To perform that comparison, for each of the three chronologies (Julian, Nisan and Tishri reckoned) comparative tables (shown below) were constructed using excerpts of critical historical events from each of the three Herodian chronologies identified above. Excerpted were the reigns of key persons and events in the life of Herod the Great, events which could also be correlated with other independent historical sources (synchronisms), which were then compared against Josephus' reports.

The durations in the "Josephus" column are as reported by Josephus. The Julian, Nisan, and Tishri "reign" columns are the actual count of years (and months if known) from a start-event through to and including the end-event year or month, from the Herodian Chronological tables.

For each key reign or event, these summaries compare what Josephus reported ("Josephus" column) against the inclusive year counts ("reign" column) and date ranges ("non-accession exclusive range" columns) imposed on each chronology by each calendrical reckoning system.  The standard (against which Josephus' accuracy was compared) is the dated, tabularized calendar underlying each Herodian chronology:

All three tables below compare "non-accession exclusive ranges" (what would normally be obtained by subtracting the start date from the end date) using years dated in Hebrew A.M. (anno mundi "in the year of the world"), Varronian A.U.C. (ab urbe condita "from the foundation of the city" [i.e. Rome]), Julian, and Olympic systems.  Because subtraction excludes the length of start year, that difference is an "exclusive" reign.  Consequently, if Josephus' reckoned inclusively, then correct differences will always be 1 year less than what Josephus reported, and any other difference is incorrect.

The "Factual (inclusive reckoning)" columns are speculative and portray durations resulting from different lengths of solar years vs lunar calendar years in A.M. dating.  These columns did not contribute to the conclusions of this analysis.

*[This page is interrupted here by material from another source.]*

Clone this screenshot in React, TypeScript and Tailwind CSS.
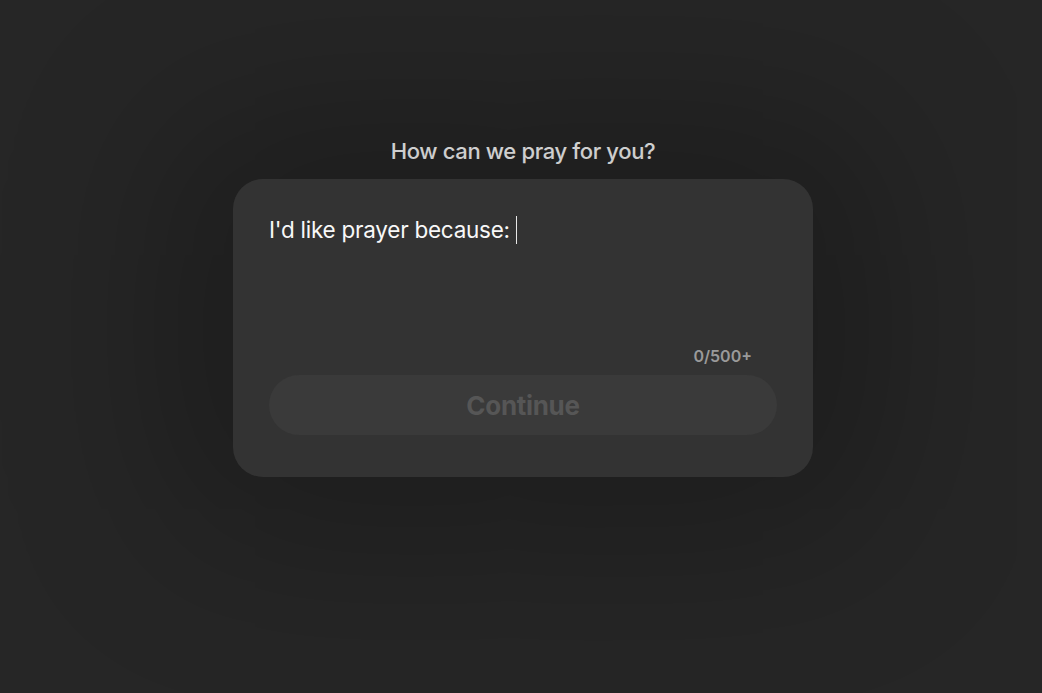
import React from 'react';

const App: React.FC = () => {
  return (
    <div
      className="min-h-screen w-full bg-[#262626] flex flex-col items-center pt-[136px] pl-[4px]"
      style={{ fontFamily: 'Inter, "Noto Sans", sans-serif' }}
    >
      <h1 className="text-[22px] leading-[30px] font-medium text-[#f6f6f6] tracking-[-0.35px]">
        How can we pray for you?
      </h1>

      <div className="mt-[13px] w-[580px] h-[298px] rounded-[30px] bg-[#333333] shadow-[0_0_170px_60px_rgba(0,0,0,0.26)] px-[36px] flex flex-col">
        <div className="pt-[35px] h-[160px] flex items-start">
          <span className="text-[22.5px] leading-[32px] text-[#f8f8f8] tracking-[-0.25px]">
            I'd like prayer because:
          </span>
          <span className="ml-[6px] mt-[2px] w-[1.5px] h-[28px] bg-[#e8e8e8]" />
        </div>

        <div className="flex justify-end pr-[25px] mt-[7px]">
          <span className="text-[16px] leading-[20px] font-semibold text-[#9a9a9a]">0/500+</span>
        </div>

        <button
          disabled
          className="mt-[9px] h-[60px] w-full rounded-full bg-[#3a3a3a] text-[26px] leading-[30px] font-bold text-[#565656] tracking-[-0.3px] pt-[2px]"
        >
          Continue
        </button>
      </div>
    </div>
  );
};

export default App;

Here are a few examples of what the chronology comparisons show:

Consider the first row of each table.  Since Josephus reports 126 years of Hasmonean rule ended when Herod captured Jerusalem, then a manual count of the years from the Hasmonean revolt against Antiochus IV to Herod's capture of Jerusalem should equal 126, in one or more of the three chronologies, by some calendar.  Accordingly, the 1st row of each table below compares this period of Hasmonean rule.  But in all 3 tables none of the calendar dates corroborate this period.  In actuality, examination of the chronological tables show the period lasting 127 years and some months.  While this is not a significant error in Josephus' accuracy, it does demonstrate that whatever were Josephus' sources, they were not reckoned in non-accession years by any of the presumed calendar systems.  So these entries ("Josephus" column and the conflicting "range" columns) in the table are all highlighted in yellow to illustrate their non-corroboration

Since Josephus reports Herod's reign as 34 years from killing Antigonus and 37 years from being appointed  king by Rome, then a count of the years from each of those events to the year of Herod's death should equal 34 and 37 respectively, by some calendar. The tables confirm this for Julian and Tishri reckoning, but the Nisan reckoned chronology shows the actual count of years ("Nisan reign" column) to be 33 and 36 years respectively, i.e. if Josephus used Nisan non-accession reckoning, then his report of 34 and 37 years conflicts with the count of actual Nisan non-accession reckoned years. Because in the Nisan comparison table the "Nisan reign" values are the presumed standard, the "Josephus" column values are highlighted in yellow to illustrate their non-corroboration as are "range" columns because neither could Josephus have calculated Nisan reckoned inclusive reigns from any of these ranges.  Yes, they reconcile with what Josephus reported (same as in the Julian and Tishri comparison tables as well), but incorrect if Josephus intended to report Nisan reckoned reigns.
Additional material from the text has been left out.